When was the last time you were going to eat some fruit salad, but once you took the container out of your fridge, opened it and gave it a good smell, you quickly realized something in it had started to go bad.
The unexpected smell of fruit fermentation can make one’s head turn rather fast.
Especially at some innocent morning pre-breakfast moment!
Doesn’t the expression say “the nose knows”?
I believe the same thing happens in real estate.
You have been looking for that free-standing two-bedroom, two-bathroom house in Northcliff for months but every time you seem to be out of luck as house-after-house is priced right out of your range. Except for this week’s find: not only does it come with your bedroom/bathroom-criteria, but it also has an extra study, library room and pool! And all within your budget! Sorry to burst your bubble, but at this point, your nose should start smelling something odd here.

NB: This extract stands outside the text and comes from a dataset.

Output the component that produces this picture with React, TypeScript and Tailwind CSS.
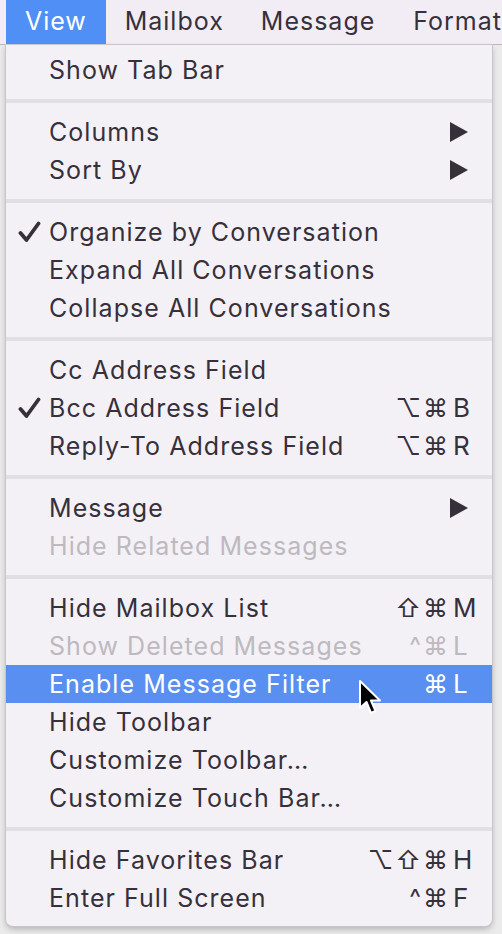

You have been submitting your applications with a handful of financial institutions to get financing so you can buy that new house. All of them weren’t too impressed with your $1,000 monthly income, in combination with an open-standing debt on your car of $12,000 and some other undisclosed unpaid credit card saldo of five figures. All of a sudden, there now is some second-ranking finance provider who approaches you and says they will have no problem getting you your money. Truly, I wish it could be the case, but there is something suspicious going on with this proposed deal!
Obviously, I have been exaggerating here in order to get my point across. We are all equipped with a decent common sense and a sense of smell. Why don’t we take advantage of these skills to prevent ourselves from getting into worse situations?
“Bad credit? No job? No money? No problem!” does sound like a familiar headline only a few years back. How many people still believe they can actually achieve their (financial) dreams by continuing to spend?
In our latter example, those people ought to take a deep look at their outgoing bills and start putting their house in order (pardon the pun) before thinking of starting yet another spending spree. In our former example, these people are perhaps qualified to buy something but have been scared by the media reports on how tough financial institutions have become in extending home loans. Maybe they ought to see what amounts they would pre-qualify for and not give up before they have actually tried!
Either way, take your time to become more financially stable or analyse your situation before plunging into the next financial adventure. Luckily, real estate markets in South Africa are forecasted to remain quite flatlined for the coming year, so there’s no reason to rush into it!
If a (real estate) deal is too good to be true, rely on your nose. It knows.